On occasion, to maximize his odds, and go forward on more than instinct, Beets brings in a soil expert with the right equipment and savvy to take a reading that will indicate if a deep dig is a worthwhile risk. “Tony has high expectations for this ground,” says Liam Ferguson, who dug two expensive test holes 300 feet apart in one area, costing Beets $20,000. The first hole turned out dry, but the second one held promise.

The Yukon is mostly void of humans in cold weather except for dog mushers. Tourists roam during the short summer. Dawson, near Beets’ digging grounds, mushroomed from at best a speck on the map in 1896 to a mostly tent city of 40,000 within two years, then went bust with the evaporation of the miners. Its current population is around 1,400 and does not sport the heady nightlife it once did.

Wandering people aside, there might be a bear or a moose casually strolling into the background of a TV shot while Beets and family are dredging, though he said he has not had a conflict with any of the Yukon’s big, grumpy animals.

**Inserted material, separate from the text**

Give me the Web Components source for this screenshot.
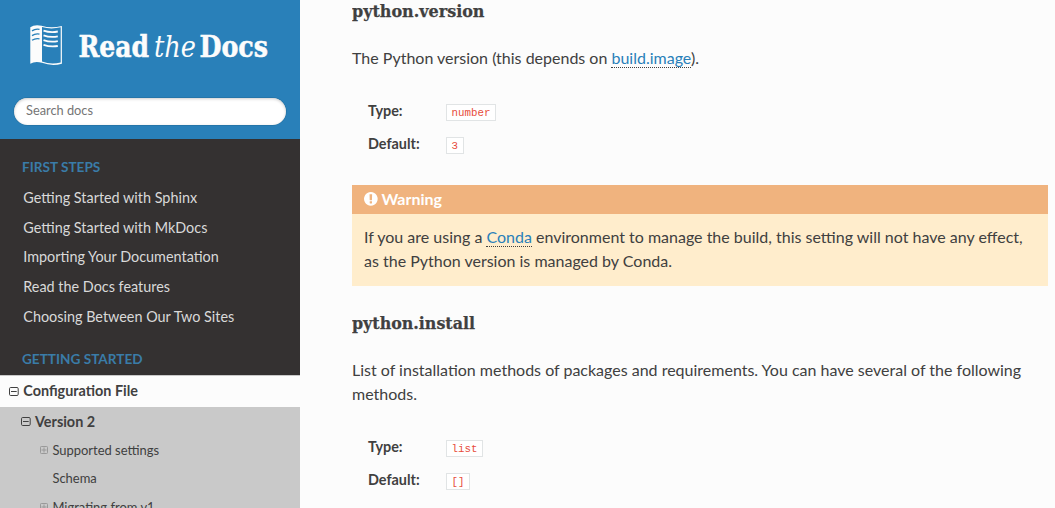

Gold price increases have resurrected Dawson slightly. Beets’ placer mining and the camera crew that follows him improve the local economy. Beets is an outdoors guy, whose mind is oriented to digging, but because he is a TV personality, that means he has a following. Minnie, though, takes care of the Facebook mail. She screens questions and comments fans send. The two most common, Minnie says, are, “They want jobs.” Or, “They ask for money.”

Ask for money. Tony Beets is in the business of finding gold, not giving it away for free.